▶ WHAT TO PRODUCE: Print all of the lines exactly. Any picture among them stays out.

▶ DATA LINES:
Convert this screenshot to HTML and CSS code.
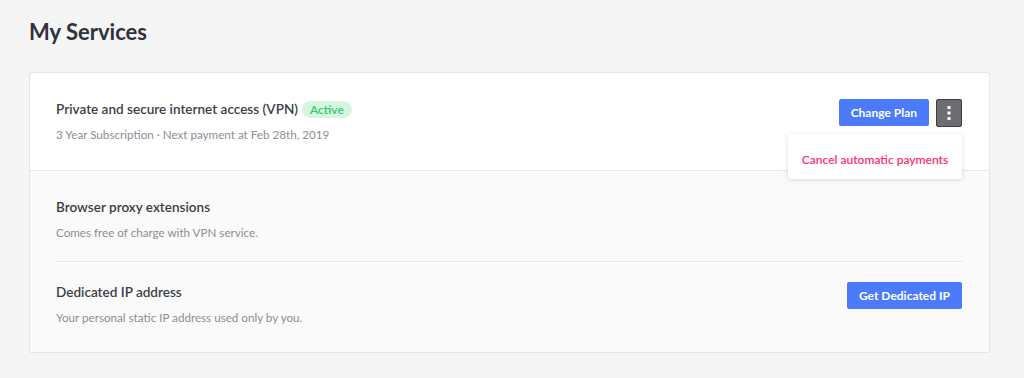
FILE: index.html
```html
<!DOCTYPE html>
<html lang="en">
  <head>
    <meta charset="UTF-8" />
    <meta name="viewport" content="width=device-width, initial-scale=1.0" />
    <title>My Services</title>
    <link rel="stylesheet" href="styles.css">
  </head>
  <body>
    <div class="page">
      <h1 class="title">My Services</h1>

      <div class="card">
        <div class="row main">
          <div class="info">
            <div class="name">
              Private and secure internet access (VPN)
              <span class="badge">Active</span>
            </div>
            <div class="desc">3 Year Subscription · Next payment at Feb 28th, 2019</div>
          </div>
          <div class="actions">
            <button class="btn">Change Plan</button>
            <button class="more">
              <svg width="4" height="14" viewBox="0 0 4 14">
                <rect x="0.5" y="0" width="3" height="3" fill="#fff" />
                <rect x="0.5" y="5.5" width="3" height="3" fill="#fff" />
                <rect x="0.5" y="11" width="3" height="3" fill="#fff" />
              </svg>
            </button>
            <div class="menu">
              <a href="#" class="menu-item">Cancel automatic payments</a>
            </div>
          </div>
        </div>

        <div class="extra">
          <div class="row">
            <div class="info">
              <div class="name">Browser proxy extensions</div>
              <div class="desc">Comes free of charge with VPN service.</div>
            </div>
          </div>
          <div class="row">
            <div class="info">
              <div class="name">Dedicated IP address</div>
              <div class="desc">Your personal static IP address used only by you.</div>
            </div>
            <div class="actions">
              <button class="btn">Get Dedicated IP</button>
            </div>
          </div>
        </div>
      </div>
    </div>
  </body>
</html>
```

FILE: styles.css
```css
* {
  box-sizing: border-box;
  margin: 0px;
  padding: 0px;
}
body {
  background-color: #f5f5f5;
  font-family: Lato, "Noto Sans", sans-serif;
  color: #3b3e46;
}
.page {
  padding: 20px 34px 0 29px;
}
.title {
  font-size: 22px;
  font-weight: 700;
  color: #2f323a;
  line-height: 24px;
  margin-bottom: 28px;
}
.card {
  background-color: #fafafa;
  border: 1px solid #e6e6e6;
  border-radius: 3px;
  box-shadow: 0 1px 2px rgba(0, 0, 0, 0.06);
}
.row {
  display: flex;
  align-items: flex-start;
  justify-content: space-between;
}
.main {
  background-color: #fff;
  border-bottom: 1px solid #e8e8e8;
  padding: 26px 27px 27px 26px;
  border-radius: 3px 3px 0 0;
}
.name {
  font-size: 13.55px;
  font-weight: 600;
  line-height: 20px;
  display: flex;
  align-items: center;
  gap: 4px;
}
.desc {
  font-size: 11.65px;
  color: #8b8e94;
  line-height: 16px;
  margin-top: 8px;
}
.badge {
  background-color: #d7f6e1;
  color: #2ccb68;
  font-size: 12px;
  font-weight: 600;
  border-radius: 9px;
  padding: 0 8px;
  line-height: 17px;
}
.actions {
  display: flex;
  gap: 7px;
  position: relative;
}
.btn {
  background-color: #4b7bfa;
  color: #fff;
  border: none;
  border-radius: 2px;
  font-family: inherit;
  font-size: 12px;
  font-weight: 700;
  height: 27px;
  padding: 0 12px;
}
.more {
  width: 26px;
  height: 28px;
  background-color: #6c6d71;
  border: 1px solid #3d3d40;
  border-radius: 2px;
  display: flex;
  align-items: center;
  justify-content: center;
}
.menu {
  position: absolute;
  top: 35px;
  right: 0;
  width: 174px;
  background-color: #fff;
  border-radius: 3px;
  box-shadow: 0 1px 5px rgba(0, 0, 0, 0.14);
  padding: 14px 0 12px;
  text-align: center;
}
.menu-item {
  font-size: 12px;
  font-weight: 600;
  color: #ff2e6a;
  text-decoration: none;
}
.extra {
  padding: 0 27px 0 26px;
}
.extra .row {
  padding: 26px 0 20px;
}
.extra .row + .row {
  border-top: 1px solid #e6e6e6;
  padding: 20px 0 26px;
}
```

▶ ANSWER TO THE EXERCISE:
Convert this screenshot to HTML and CSS code.
FILE: index.html
```html
<!DOCTYPE html>
<html lang="en">
  <head>
    <meta charset="UTF-8" />
    <meta name="viewport" content="width=device-width, initial-scale=1.0" />
    <title>My Services</title>
    <link rel="stylesheet" href="styles.css">
  </head>
  <body>
    <div class="page">
      <h1 class="title">My Services</h1>

      <div class="card">
        <div class="row main">
          <div class="info">
            <div class="name">
              Private and secure internet access (VPN)
              <span class="badge">Active</span>
            </div>
            <div class="desc">3 Year Subscription · Next payment at Feb 28th, 2019</div>
          </div>
          <div class="actions">
            <button class="btn">Change Plan</button>
            <button class="more">
              <svg width="4" height="14" viewBox="0 0 4 14">
                <rect x="0.5" y="0" width="3" height="3" fill="#fff" />
                <rect x="0.5" y="5.5" width="3" height="3" fill="#fff" />
                <rect x="0.5" y="11" width="3" height="3" fill="#fff" />
              </svg>
            </button>
            <div class="menu">
              <a href="#" class="menu-item">Cancel automatic payments</a>
            </div>
          </div>
        </div>

        <div class="extra">
          <div class="row">
            <div class="info">
              <div class="name">Browser proxy extensions</div>
              <div class="desc">Comes free of charge with VPN service.</div>
            </div>
          </div>
          <div class="row">
            <div class="info">
              <div class="name">Dedicated IP address</div>
              <div class="desc">Your personal static IP address used only by you.</div>
            </div>
            <div class="actions">
              <button class="btn">Get Dedicated IP</button>
            </div>
          </div>
        </div>
      </div>
    </div>
  </body>
</html>
```

FILE: styles.css
```css
* {
  box-sizing: border-box;
  margin: 0px;
  padding: 0px;
}
body {
  background-color: #f5f5f5;
  font-family: Lato, "Noto Sans", sans-serif;
  color: #3b3e46;
}
.page {
  padding: 20px 34px 0 29px;
}
.title {
  font-size: 22px;
  font-weight: 700;
  color: #2f323a;
  line-height: 24px;
  margin-bottom: 28px;
}
.card {
  background-color: #fafafa;
  border: 1px solid #e6e6e6;
  border-radius: 3px;
  box-shadow: 0 1px 2px rgba(0, 0, 0, 0.06);
}
.row {
  display: flex;
  align-items: flex-start;
  justify-content: space-between;
}
.main {
  background-color: #fff;
  border-bottom: 1px solid #e8e8e8;
  padding: 26px 27px 27px 26px;
  border-radius: 3px 3px 0 0;
}
.name {
  font-size: 13.55px;
  font-weight: 600;
  line-height: 20px;
  display: flex;
  align-items: center;
  gap: 4px;
}
.desc {
  font-size: 11.65px;
  color: #8b8e94;
  line-height: 16px;
  margin-top: 8px;
}
.badge {
  background-color: #d7f6e1;
  color: #2ccb68;
  font-size: 12px;
  font-weight: 600;
  border-radius: 9px;
  padding: 0 8px;
  line-height: 17px;
}
.actions {
  display: flex;
  gap: 7px;
  position: relative;
}
.btn {
  background-color: #4b7bfa;
  color: #fff;
  border: none;
  border-radius: 2px;
  font-family: inherit;
  font-size: 12px;
  font-weight: 700;
  height: 27px;
  padding: 0 12px;
}
.more {
  width: 26px;
  height: 28px;
  background-color: #6c6d71;
  border: 1px solid #3d3d40;
  border-radius: 2px;
  display: flex;
  align-items: center;
  justify-content: center;
}
.menu {
  position: absolute;
  top: 35px;
  right: 0;
  width: 174px;
  background-color: #fff;
  border-radius: 3px;
  box-shadow: 0 1px 5px rgba(0, 0, 0, 0.14);
  padding: 14px 0 12px;
  text-align: center;
}
.menu-item {
  font-size: 12px;
  font-weight: 600;
  color: #ff2e6a;
  text-decoration: none;
}
.extra {
  padding: 0 27px 0 26px;
}
.extra .row {
  padding: 26px 0 20px;
}
.extra .row + .row {
  border-top: 1px solid #e6e6e6;
  padding: 20px 0 26px;
}
```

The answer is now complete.